In New York, state legislators on Thursday passed legislation to enact a one-year pause on new data center permitting. The bill now goes to the desk of New York’s governor, Democrat Kathy Hochul, who has signaled she’s against a broad moratorium. “This is a local decision for municipalities,” Hochul told reporters last month, according to a Politico report. “It’s not a statewide approach, necessarily, but it’s something I’m looking at intensely.”
The scene in the Empire State feels eerily similar to what happened in the Pine Tree State when Maine Democrats sought to enact a moratorium, only to be stymied by a veto from Governor Janet Mills, also a Democrat. Should Hochul spurn the state legislature, it would defy what our polls say is the overwhelming political opinion.
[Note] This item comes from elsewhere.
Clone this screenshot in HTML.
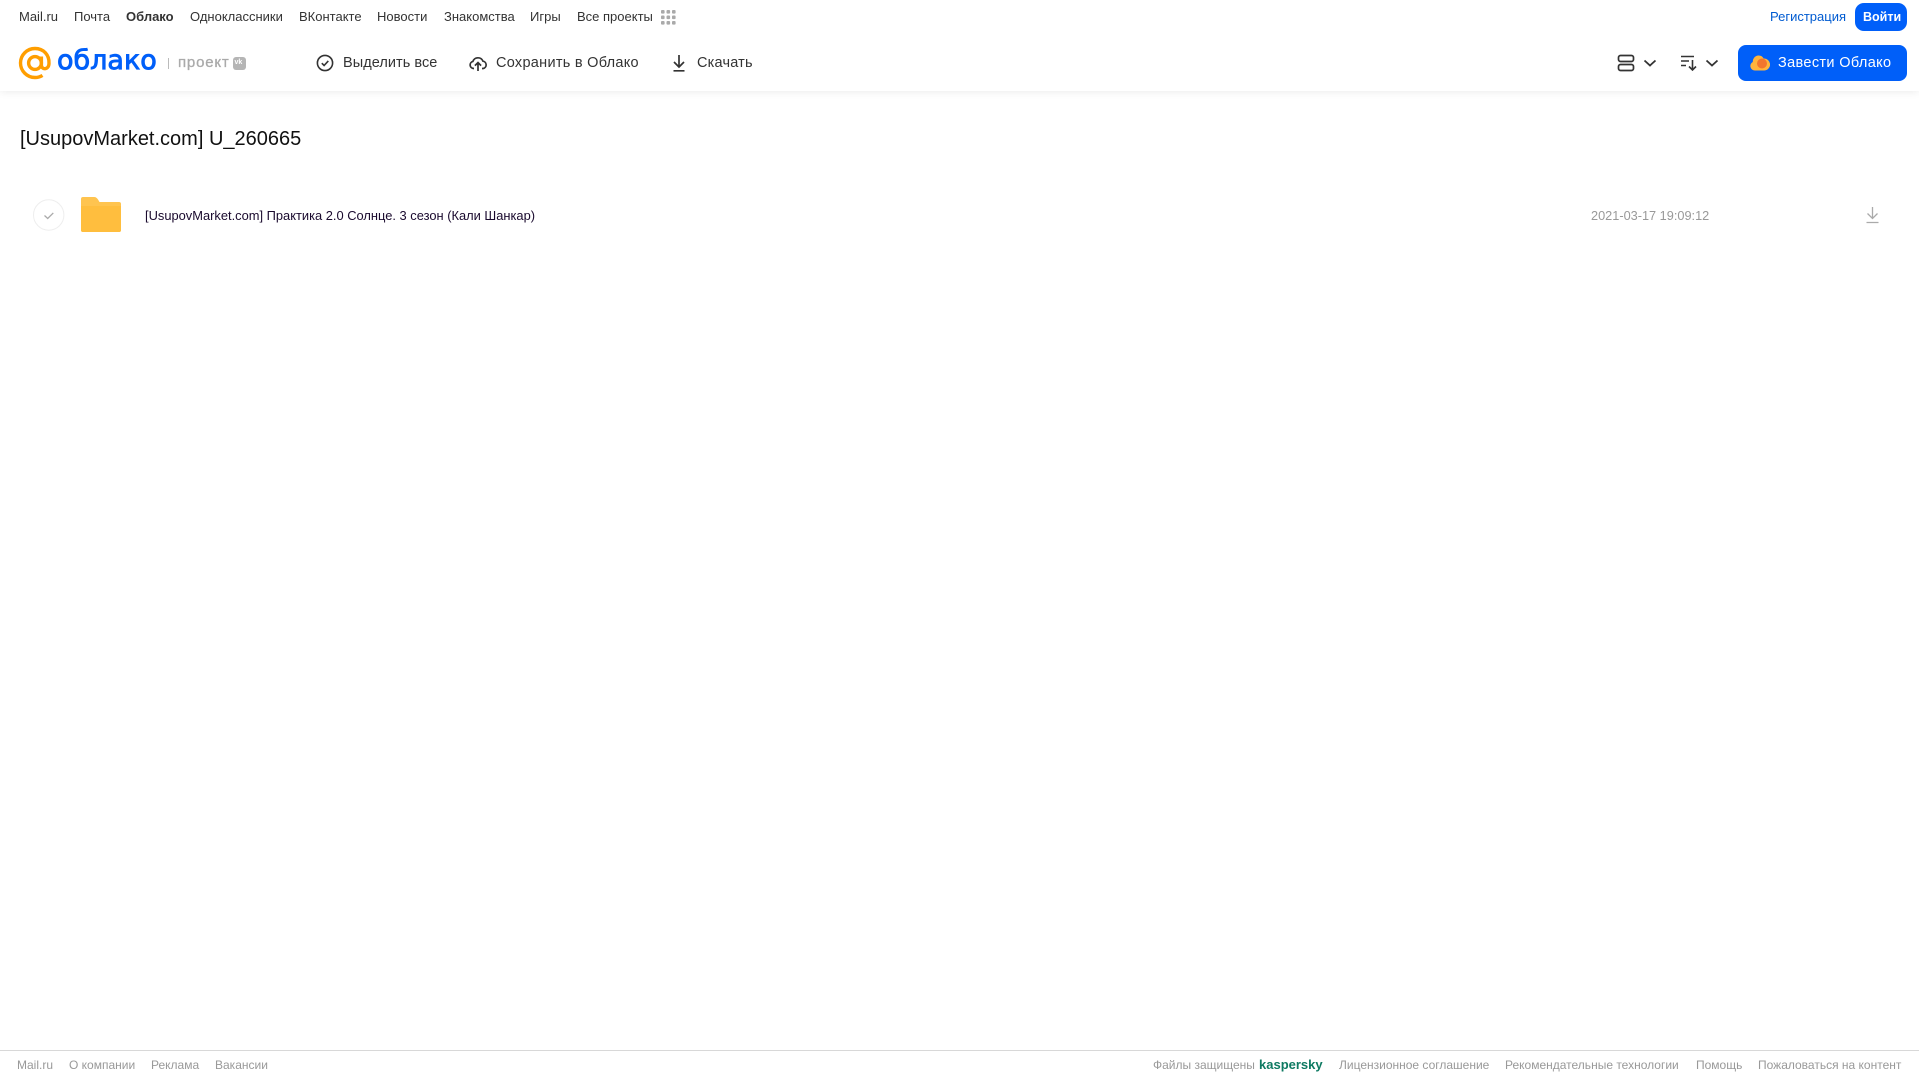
<!DOCTYPE html>
<html lang="ru"><head><meta charset="utf-8"><title>Облако</title>
<style>
html,body{margin:0;padding:0;background:#fff;width:1919px;height:1079px;overflow:hidden}
body{font-family:"Liberation Sans",Arial,sans-serif;position:relative}
.t{position:absolute;white-space:nowrap;line-height:16px}
.n{font-size:13px;top:9px;color:#333}
.a{font-size:14.5px;top:55px;color:#333;letter-spacing:.28px}
.f{font-size:12px;top:1057px;color:#999}
svg{position:absolute;display:block}
</style></head><body>
<div style="position:absolute;left:0;top:0;width:1919px;height:91px;background:#fff;box-shadow:0 1px 8px rgba(0,0,0,.08)"></div>

<span class="t n" style="left:19px">Mail.ru</span>
<span class="t n" style="left:74px">Почта</span>
<span class="t n" style="left:126px;font-weight:bold">Облако</span>
<span class="t n" style="left:190px">Одноклассники</span>
<span class="t n" style="left:299px">ВКонтакте</span>
<span class="t n" style="left:377px">Новости</span>
<span class="t n" style="left:444px">Знакомства</span>
<span class="t n" style="left:530px">Игры</span>
<span class="t n" style="left:577px">Все проекты</span>
<svg style="left:661px;top:10px" width="15" height="15" fill="#aaa"><rect x="0" y="0" width="3.6" height="3.6" rx="1"/><rect x="5.5" y="0" width="3.6" height="3.6" rx="1"/><rect x="11" y="0" width="3.6" height="3.6" rx="1"/><rect x="0" y="5.5" width="3.6" height="3.6" rx="1"/><rect x="5.5" y="5.5" width="3.6" height="3.6" rx="1"/><rect x="11" y="5.5" width="3.6" height="3.6" rx="1"/><rect x="0" y="11" width="3.6" height="3.6" rx="1"/><rect x="5.5" y="11" width="3.6" height="3.6" rx="1"/><rect x="11" y="11" width="3.6" height="3.6" rx="1"/></svg>

<span class="t n" style="left:1770px;color:#005bd1">Регистрация</span>
<div style="position:absolute;left:1855px;top:3px;width:52px;height:28px;border-radius:9px;background:#005ff9"></div>
<span class="t n" style="left:1863px;color:#fff;font-size:12.5px;font-weight:bold">Войти</span>

<svg style="left:18px;top:46px" width="34" height="34" viewBox="0 0 34 34" fill="none" stroke="#ff9e00" stroke-width="3.4"><circle cx="17" cy="17" r="6.4"/><path d="M23.400 10.500v8.500c0 5.200 7.300 5.200 7.600-1.500C31.500 9 25.600 2.500 17 2.500 9 2.500 2.500 9 2.500 17S9 31.500 17 31.500c3 0 5.400-.8 7.500-2.100"/></svg>
<span class="t" style="left:57px;top:43px;font-family:'DejaVu Sans',sans-serif;font-size:27px;line-height:36px;color:#005ff9;-webkit-text-stroke:.9px #005ff9">облако</span>
<div style="position:absolute;left:168px;top:58px;width:1px;height:11px;background:#bbb"></div>
<span class="t" style="left:178px;top:55px;font-size:15px;color:#aaa;letter-spacing:.8px;-webkit-text-stroke:.3px #aaa">проект</span>
<div style="position:absolute;left:233px;top:57px;width:13px;height:13px;border-radius:3px;background:#b5b5b5"></div>
<span class="t" style="left:234.500px;top:55px;font-size:7px;color:#fff;font-weight:bold">vk</span>

<svg style="left:316px;top:54px" width="18" height="18" fill="none" stroke="#333" stroke-width="1.6"><circle cx="9" cy="9" r="7.600"/><path d="M5.800 9.200l2.300 2.300 4.200-4.600"/></svg>
<span class="t a" style="left:343px;letter-spacing:.05px">Выделить все</span>
<svg style="left:469px;top:54px" width="18" height="18" fill="none" stroke="#333" stroke-width="1.7"><path d="M5 14.500H4.600A3.600 3.600 0 0 1 3.900 7.400 5.400 5.400 0 0 1 14 7.200a3.700 3.700 0 0 1 .1 7.300H13"/><path d="M9 17V9M5.900 11.600L9 8.600l3.100 3"/></svg>
<span class="t a" style="left:496px">Сохранить в Облако</span>
<svg style="left:670px;top:54px" width="18" height="18" fill="none" stroke="#333" stroke-width="1.7"><path d="M9 1v11.500M4 8l5 5 5-5M3.500 16.800h11"/></svg>
<span class="t a" style="left:697px;letter-spacing:.2px">Скачать</span>

<svg style="left:1617px;top:54px" width="18" height="18" fill="none" stroke="#333" stroke-width="1.7"><rect x="1.500" y="1.500" width="15" height="6" rx="2"/><rect x="1.500" y="10.500" width="15" height="6" rx="2"/></svg>
<svg style="left:1643px;top:58px" width="14" height="10" fill="none" stroke="#333" stroke-width="1.8"><path d="M1.500 2.500L7 7.500l5.500-5"/></svg>
<svg style="left:1680px;top:54px" width="18" height="18" fill="none" stroke="#333" stroke-width="1.4"><path d="M1 2.500h13M1 7h8M1 11.500h5"/><path stroke-width="1.6" d="M12.500 6v10M9 12.500l3.500 3.500 3.500-3.500"/></svg>
<svg style="left:1705px;top:58px" width="14" height="10" fill="none" stroke="#333" stroke-width="1.8"><path d="M1.500 2.500L7 7.500l5.500-5"/></svg>

<div style="position:absolute;left:1738px;top:45px;width:169px;height:36px;border-radius:8px;background:#005ff9"></div>
<svg style="left:1750px;top:54px" width="20" height="18"><path fill="#ffb43c" d="M5 16.500A4.500 4.500 0 0 1 2.800 8 6 6 0 0 1 8 1.500 5.500 5.500 0 0 1 13.600 4.500 6 6 0 0 1 14.500 16.500z"/><circle cx="12" cy="9.500" r="5" fill="#f2762e"/></svg>
<span class="t a" style="left:1778px;color:#fff;letter-spacing:.35px">Завести Облако</span>

<span class="t" style="left:20px;top:127px;font-size:20px;line-height:24px;color:#111">[UsupovMarket.com] U_260665</span>

<svg style="left:33px;top:199px" width="32" height="33" fill="none"><circle cx="15.700" cy="16" r="15.200" stroke="#eee"/><path d="M11.500 16.500l3.200 3 5.600-5.600" stroke="#aaa" stroke-width="1.3"/></svg>
<svg style="left:81px;top:197px" width="40" height="36"><path fill="#ffc44f" d="M2 0h11c2 0 3 1 4 2.500L18.500 5H38a2 2 0 0 1 2 2v26a2 2 0 0 1-2 2H2a2 2 0 0 1-2-2V2a2 2 0 0 1 2-2z"/><path fill="#ffbe3e" d="M0 9h40v24a2 2 0 0 1-2 2H2a2 2 0 0 1-2-2z"/></svg>
<span class="t" style="left:145px;top:207.500px;font-size:12.880px;color:#1a0a2e">[UsupovMarket.com] Практика 2.0 Солнце. 3 сезон (Кали Шанкар)</span>
<span class="t" style="left:1591px;top:207.500px;font-size:12.740px;color:#999">2021-03-17 19:09:12</span>
<svg style="left:1864px;top:206px" width="17" height="18" fill="none" stroke="#aaa" stroke-width="1.3"><path d="M8.500 1v11M3.500 7.500l5 5 5-5M2.500 16.500h12"/></svg>

<div style="position:absolute;left:0;top:1050px;width:1919px;height:1px;background:#d8d8d8"></div>
<span class="t f" style="left:17px">Mail.ru</span>
<span class="t f" style="left:69px">О компании</span>
<span class="t f" style="left:151px">Реклама</span>
<span class="t f" style="left:215px">Вакансии</span>
<span class="t f" style="left:1153px">Файлы защищены</span>
<span class="t f" style="left:1259px;font-size:13px;font-weight:bold;color:#0e7a62">kaspersky</span>
<span class="t f" style="left:1339px">Лицензионное соглашение</span>
<span class="t f" style="left:1505px">Рекомендательные технологии</span>
<span class="t f" style="left:1696px">Помощь</span>
<span class="t f" style="left:1758px">Пожаловаться на контент</span>
</body></html>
Our poll also found rural voters are almost 10 points more likely than suburban and urban denizens to support a moratorium on new data centers. Knowing how often land use conflicts occur in upstate New York, where voters skew Republican, the yeoman’s calculus in both parties might lead more politicians to support temporarily stopping or stalling data center industry growth.
In Illinois, we’re starting to see policy start to align at least a little more closely with what Democratic voters want. On Friday, Governor J.B. Pritzker announced he would pause data center tax breaks and ask the state legislature to enact a new statute governing the industry’s water and energy use as well as deployment of non-disclosure agreements. If Illinois is a harbinger of things to come in blue states, we’ll see more action like this.